The stance puts Kennedy — who’s mounting long shot bid to unseat President Joe Biden as the Democratic standard bearer in 2024 — out of step with most of his party.
The stance puts Kennedy — who’s mounting long shot bid to unseat President Joe Biden as the Democratic standard bearer in 2024 — out of step with most of his party.
Is it your belief that Joe Biden is “anti-choice?”
Because he is 100% the pick of the Dem Party
It’s my belief that the party will abandon any principle to shut out progressives, and Coathanger Cuellar shows that.
That’s silly, since there is literally a progressive Dem caucus, and it has more members in 2023 than in the past 60 years.
The party doesn’t always succeed in shutting out progressives. They’re just willing to prop up anti-choice candidates if that’s what it takes. Congratulations on Cuellar.
The party is focused on winning elections, and that means catering to messaging that is popular in districts that exist. People vote, and you don’t always agree with the people voting.
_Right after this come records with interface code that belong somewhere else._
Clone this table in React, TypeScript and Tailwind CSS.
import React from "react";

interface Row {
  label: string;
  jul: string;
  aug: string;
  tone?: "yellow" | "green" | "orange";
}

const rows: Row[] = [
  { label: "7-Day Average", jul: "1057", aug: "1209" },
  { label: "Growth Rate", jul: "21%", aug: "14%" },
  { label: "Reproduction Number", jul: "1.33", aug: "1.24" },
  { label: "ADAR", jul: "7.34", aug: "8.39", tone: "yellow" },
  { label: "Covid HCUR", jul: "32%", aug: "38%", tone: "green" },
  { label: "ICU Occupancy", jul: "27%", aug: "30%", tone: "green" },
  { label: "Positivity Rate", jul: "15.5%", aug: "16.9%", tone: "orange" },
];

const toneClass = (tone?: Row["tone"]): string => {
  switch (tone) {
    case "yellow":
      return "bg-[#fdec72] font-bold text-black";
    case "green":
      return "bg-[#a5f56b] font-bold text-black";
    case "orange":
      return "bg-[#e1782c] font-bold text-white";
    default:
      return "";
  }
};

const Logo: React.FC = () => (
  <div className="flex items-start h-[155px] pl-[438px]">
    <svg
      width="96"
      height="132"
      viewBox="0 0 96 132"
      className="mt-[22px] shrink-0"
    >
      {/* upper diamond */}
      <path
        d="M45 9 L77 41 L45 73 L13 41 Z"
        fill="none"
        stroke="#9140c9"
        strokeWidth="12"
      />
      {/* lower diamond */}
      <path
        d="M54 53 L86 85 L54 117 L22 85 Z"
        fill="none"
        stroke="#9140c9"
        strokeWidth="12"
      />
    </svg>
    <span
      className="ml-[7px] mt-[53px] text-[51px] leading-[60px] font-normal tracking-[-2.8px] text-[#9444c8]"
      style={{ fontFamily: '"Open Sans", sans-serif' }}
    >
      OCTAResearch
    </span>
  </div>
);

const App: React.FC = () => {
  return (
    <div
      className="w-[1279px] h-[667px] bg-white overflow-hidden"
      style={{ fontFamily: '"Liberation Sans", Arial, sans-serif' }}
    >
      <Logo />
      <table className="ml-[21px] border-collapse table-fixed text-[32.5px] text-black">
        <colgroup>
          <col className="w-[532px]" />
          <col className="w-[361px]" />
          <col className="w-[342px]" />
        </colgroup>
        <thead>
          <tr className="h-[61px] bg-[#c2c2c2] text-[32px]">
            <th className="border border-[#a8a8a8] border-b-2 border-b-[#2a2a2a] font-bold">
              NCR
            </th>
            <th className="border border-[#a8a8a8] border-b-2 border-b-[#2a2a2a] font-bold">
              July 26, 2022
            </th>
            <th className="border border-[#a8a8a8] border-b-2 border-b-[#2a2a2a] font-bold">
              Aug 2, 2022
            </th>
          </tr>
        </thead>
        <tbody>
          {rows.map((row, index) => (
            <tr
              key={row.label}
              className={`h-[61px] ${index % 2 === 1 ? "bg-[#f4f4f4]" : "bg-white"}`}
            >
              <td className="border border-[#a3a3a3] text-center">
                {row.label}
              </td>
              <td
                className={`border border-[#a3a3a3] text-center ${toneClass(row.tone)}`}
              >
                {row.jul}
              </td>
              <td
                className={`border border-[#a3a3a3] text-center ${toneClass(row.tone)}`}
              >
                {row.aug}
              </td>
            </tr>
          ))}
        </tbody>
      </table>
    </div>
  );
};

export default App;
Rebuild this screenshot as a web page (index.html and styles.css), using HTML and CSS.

Democrats aren’t Republicans. They’re a coalition with varied ideas, not a group marching in lockstep.
And that involves propping up centrist candidates when they’re in danger of losing primaries? Sounds like they don’t care who is popular, just who isn’t progressive.
The most radical members of parties control primaries of you don’t do that, which leads to blowout losses in contested districts (where the party will prop members up) and ever-increasing radicalization in other districts.
Do you like that the Republican Party is marching in lockstep toward fascism? Because what you’re arguing for is why they are.
So why have primaries at all, then?
Your assertion that centrists are even remotely interested in stopping fascism is completely ridiculous. If centrists fought fascism instead of fighting progressives, I’d have less of a problem with them.
Primaries predate the obscene gerrymandering of 2010, which led to where we are now. Prior to this gerrymandering, both parties were more representative of local population.
Democrats got the shit end of the stick, and have a more robust party system due to already being a coalition part, thus the collapse into dedicated districts harmed the party less.
For a really detailed look at this, I highly recommend “Why we’re polarized” by Ezra Klein and “What’s our problem” by Tim Urban (the latter being more an examination of the “groupthink” problem tied to polarizaion)
I’m not sure what you define as “centrist” or “fighting fascism” but that seems like an irrelevant take in the ran scheme, given how the actual politics works.